We brainstormed this idea in my meet-up with the Group Practice Improvement Network in San Antonio on 15 October 2015, in the context of the new consumer in the value-based health economy. The theme of the event was “What Matters Most.” In our discussion, a representative from a well-known, respected group practice in the Pacific Northwest commented that her organization has brilliant minds working within — a rich trove of intellectual capital that, if deployed for this kind of discussion, can make these value-based delivery scenarios work toward The Triple Aim.

FYI, my firm, THINK-Health, had the pleasure of collaborating on this Accenture analysis.

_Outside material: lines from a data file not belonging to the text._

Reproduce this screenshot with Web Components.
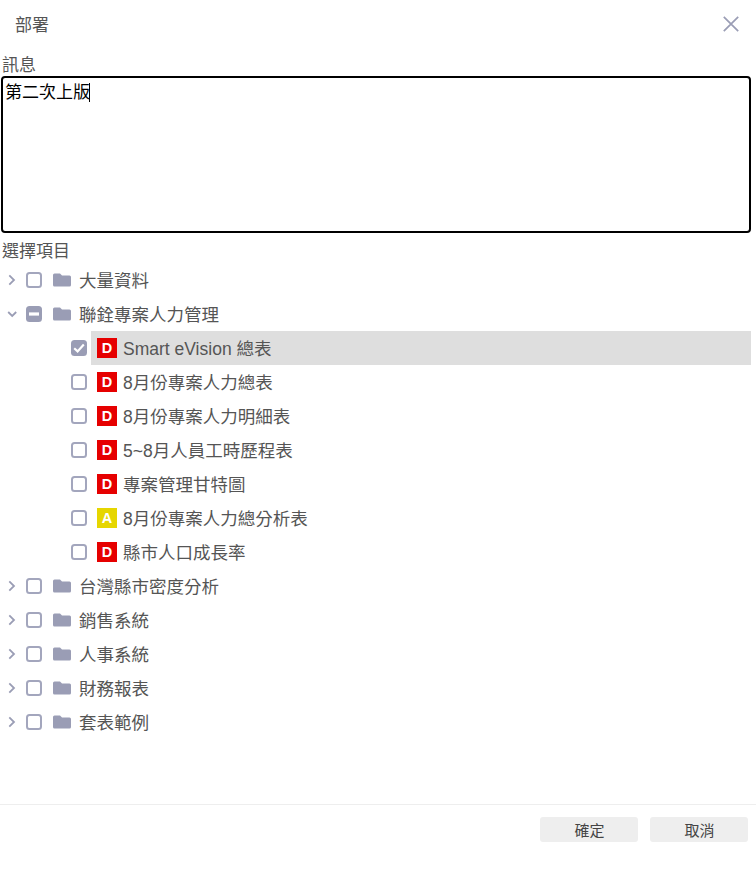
<!DOCTYPE html>
<html lang="zh-Hant"><head><meta charset="utf-8">
<style>
html,body{margin:0;padding:0;background:#fff}
body{font-family:"Liberation Sans","Noto Sans CJK TC",sans-serif;width:756px;height:870px;overflow:hidden}
</style></head><body>
<deploy-dialog>
  <span slot="title">部署</span>
  <msg-field label="訊息" value="第二次上版"></msg-field>
  <tree-select label="選擇項目">
    <tree-row kind="folder" state="none" arrow="right">大量資料</tree-row>
    <tree-row kind="folder" state="partial" arrow="down">聯銓專案人力管理</tree-row>
    <tree-row kind="item" state="checked" badge="D" selected>Smart eVision 總表</tree-row>
    <tree-row kind="item" state="none" badge="D">8月份專案人力總表</tree-row>
    <tree-row kind="item" state="none" badge="D">8月份專案人力明細表</tree-row>
    <tree-row kind="item" state="none" badge="D">5~8月人員工時歷程表</tree-row>
    <tree-row kind="item" state="none" badge="D">專案管理甘特圖</tree-row>
    <tree-row kind="item" state="none" badge="A">8月份專案人力總分析表</tree-row>
    <tree-row kind="item" state="none" badge="D">縣市人口成長率</tree-row>
    <tree-row kind="folder" state="none" arrow="right">台灣縣市密度分析</tree-row>
    <tree-row kind="folder" state="none" arrow="right">銷售系統</tree-row>
    <tree-row kind="folder" state="none" arrow="right">人事系統</tree-row>
    <tree-row kind="folder" state="none" arrow="right">財務報表</tree-row>
    <tree-row kind="folder" state="none" arrow="right">套表範例</tree-row>
  </tree-select>
  <dlg-button slot="actions">確定</dlg-button>
  <dlg-button slot="actions">取消</dlg-button>
</deploy-dialog>
<script>
function def(name, html, init){
  customElements.define(name, class extends HTMLElement{
    connectedCallback(){
      if(this.shadowRoot) return;
      const r=this.attachShadow({mode:'open'});
      r.innerHTML = typeof html==='function' ? html(this) : html;
    }
  });
}
def('deploy-dialog',`<style>
:host{display:flex;flex-direction:column;width:756px;height:870px;color:#555;font-size:17px;box-sizing:border-box}
header{display:flex;align-items:center;justify-content:space-between;height:47px;padding:0 15px;flex:none}
svg{display:block;margin-right:1px;margin-top:1px}
main{flex:1;padding:1px 5px 0 1px;min-height:0}
footer{flex:none;height:66px;box-sizing:border-box;border-top:1px solid #eee;display:flex;justify-content:flex-end;gap:12px;padding:12px 8px 0 0}
</style>
<header><slot name="title"></slot>
<svg width="18" height="18" viewBox="0 0 18 18" fill="none" stroke="#9a9db5" stroke-width="1.7"><path d="M1.8 1.8 16.2 16.2M16.2 1.8 1.8 16.2"/></svg></header>
<main><slot></slot></main>
<footer><slot name="actions"></slot></footer>`);
def('msg-field',h=>`<style>
:host{display:block}
label{display:block;height:28px;line-height:35px;padding-left:1px;box-sizing:border-box;color:#555}
.box{box-sizing:border-box;height:157px;border:2px solid #000;border-radius:4px;padding:4px 2px 2px;color:#000;line-height:22px;font-size:17px;display:block}
i{display:inline-block;width:1px;height:19px;margin-left:-1px;background:#000;vertical-align:-4px}
</style><label>${h.getAttribute('label')}</label><div class="box">${h.getAttribute('value')}<i></i></div>`);
def('tree-select',h=>`<style>
:host{display:block}
.l{height:30px;line-height:38px;padding-left:1px;color:#555;box-sizing:border-box}
</style><div class="l">${h.getAttribute('label')}</div><slot></slot>`);
const CHK={
 none:`<rect x="1" y="1" width="14" height="14" rx="2.5" fill="#fff" stroke="#a3a6bd" stroke-width="2"/>`,
 partial:`<rect x="0" y="0" width="16" height="16" rx="3.5" fill="#9a9db5"/><rect x="3" y="6.4" width="10" height="3.2" fill="#fff"/>`,
 checked:`<rect x="0" y="0" width="16" height="16" rx="3.5" fill="#9a9db5"/><path d="M3.2 8.2 6.6 11.4 12.8 4.6" fill="none" stroke="#fff" stroke-width="2.2"/>`
};
const ARROW={
 right:`<path d="M6.3 3.3 11 8 6.3 12.7" fill="none" stroke="#9a9db5" stroke-width="1.8"/>`,
 down:`<path d="M5.2 6 9.2 10 13.2 6" fill="none" stroke="#9a9db5" stroke-width="1.8"/>`
};
def('tree-row',h=>{
 const k=h.getAttribute('kind'),s=h.getAttribute('state'),b=h.getAttribute('badge');
 const chk=`<svg class="c" width="16" height="16" viewBox="0 0 16 16">${CHK[s]}</svg>`;
 const css=`<style>
:host{display:flex;align-items:center;height:34px;font-size:17.5px;color:#555}
svg{display:block;flex:none}
.body{display:flex;align-items:center;height:34px;flex:1;padding-left:6px}
.body.sel{background:#dedede}
.b{width:20px;height:20px;flex:none;display:flex;align-items:center;justify-content:center;color:#fff;font-weight:700;font-size:14.5px;line-height:1}
.t{white-space:nowrap;position:relative;top:-1px}
</style>`;
 if(k==='folder') return css+`<svg style="margin-left:2px" width="16" height="16" viewBox="0 0 16 16">${ARROW[h.getAttribute('arrow')]}</svg>
 <span style="width:7px"></span>${chk}
 <svg style="margin-left:11px;margin-right:8px" width="18" height="14" viewBox="0 0 18 14"><path d="M0 2a1.5 1.5 0 0 1 1.5-1.5H7L9 2.5h7.5A1.5 1.5 0 0 1 18 4v8a1.5 1.5 0 0 1-1.5 1.5h-15A1.5 1.5 0 0 1 0 12z" fill="#9a9db5"/></svg>
 <span class="t"><slot></slot></span>`;
 return css+`<span style="width:70px"></span>${chk}<span style="width:4px"></span>
 <div class="body ${h.hasAttribute('selected')?'sel':''}"><span class="b" style="background:${b==='A'?'#e6d600':'#e60000'}">${b}</span>
 <span class="t" style="margin-left:6px"><slot></slot></span></div>`;
});
def('dlg-button',`<style>
:host{display:flex;align-items:center;justify-content:center;box-sizing:border-box;padding-left:1px;width:98px;height:25px;background:#eee;border-radius:3px;font-size:15px;color:#444}
</style><slot></slot>`);
</script>
</body></html>
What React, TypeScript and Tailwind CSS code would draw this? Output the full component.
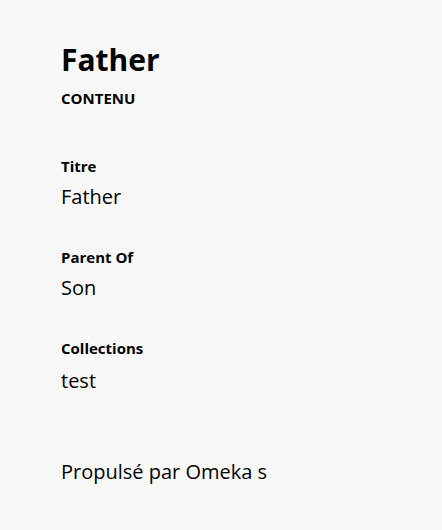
export default function App() {
  const fields = [
    { label: "Titre", value: "Father" },
    { label: "Parent Of", value: "Son" },
    { label: "Collections", value: "test" },
  ];

  return (
    <div
      className="min-h-[530px] bg-[#f8f8f8] px-[61px] pt-[40px] text-black"
      style={{ fontFamily: '"Open Sans", sans-serif' }}
    >
      <h1 className="text-[30px] font-bold leading-[40px]">Father</h1>
      <h2 className="mt-[8px] text-[15px] font-bold uppercase leading-[20px]">Contenu</h2>

      <dl className="mt-[48px] flex flex-col gap-[36px]">
        {fields.map((f, i) => (
          <div key={f.label} className={`flex flex-col ${i === 2 ? "gap-[9px]" : "gap-[7px]"}`}>
            <dt className="text-[15px] font-bold leading-[20px]">{f.label}</dt>
            <dd className="text-[20px] leading-[28px]">{f.value}</dd>
          </div>
        ))}
      </dl>

      <footer className="mt-[63px] text-[20px] leading-[28px]">Propulsé par Omeka s</footer>
    </div>
  );
}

For more on the impact of virtual healthcare on hospitals, see Accenture’s Dr. Kaveh Safavi’s essay in U.S. News & World Report’s special coverage for the 2015 Hospital of Tomorrow meeting in Washington, DC.

3 Comments on Virtual Visits Would Conserve Primary Care Resources in US Healthcare

Cameron said : Guest Report 7 years ago

Technology will play a HUGE role in shifting work to those with the greatest incentive to do it: patients and their caregivers. Imagine a would-be patient engaging with sophisticated technology for differential diagnosis - and getting, from home, an idea of: (1) what conditions they might have - and that a clinician should consider (2) how urgent it is and who they should see (3) which labs and tests would be reasonable to pay for (and worth the possible radiation) - and which would not (4) what evidence-based treatments they and their clinician should consider Well. You don't really have to imagine. It's on its way already. Witness the app at Designed for clinicians, it will soon put a team of specialists in the palms of every consumer with a smartphone, tablet, or computer. Cameron Physician Cognition

Ted Eytan said : Guest Report 7 years ago

Jane, Always enlightening and as usual, you continue to be on the right path forward to what people want - more time to enjoy life, enabled by health. I can further extend the analysis for you back-of-napkin style, because imagine that there's a health system that's already doing this routinely. That one (Kaiser Permanente) goes beyond modeling physician time (because what's the goal for health care anyway - not for physicians to have time, for patients to have more time) and into better outcomes. The results speak for themselves: The #1's just keep coming, and if you study/model any one of those measures, especially control of hypertension (#1 in the United States, Kaiser Permanente Mid-Atlantic States), the time saved from not having heart attacks and strokes wallops any physician time saving. And what matters more anyway, patient time is priceless. One side comment I'd made is a slight questioning of the assumption that virtual medicine would reduce a physician visit by 5 minutes. I don't think this future means that people will robotically enter their doctors office and do what needs to get done on paper and leave. Imagine that that 5 minutes will be instead used to discuss the things that are important to patient and physician together - the things not on the checklists, that when discussed, will make sure the checklist things get done. As one of my mentors told me, every one of those measures that we are graded on depends on patient action and engagement. In the end it is not the doctor controlling your blood pressure. So to summarize - from measuring physician time to measuring patient time. Not minutes saved in a doctor visit, minutes added to lives, doctor visit the same length. Picture it. The data is out there, we know the impact. It's happening today, Keep up the great work! Ted

Steve said : Guest Report 7 years ago

I can already see it now; I'm sure there are tons of people who are extremely opposed to the idea of virtual visits. Don't be afraid, people! This is a good thing, and it's not like it's the end of in-person doctor's visits or something. I think those will always be necessary, unless we have some crazy technological breakthrough in the future.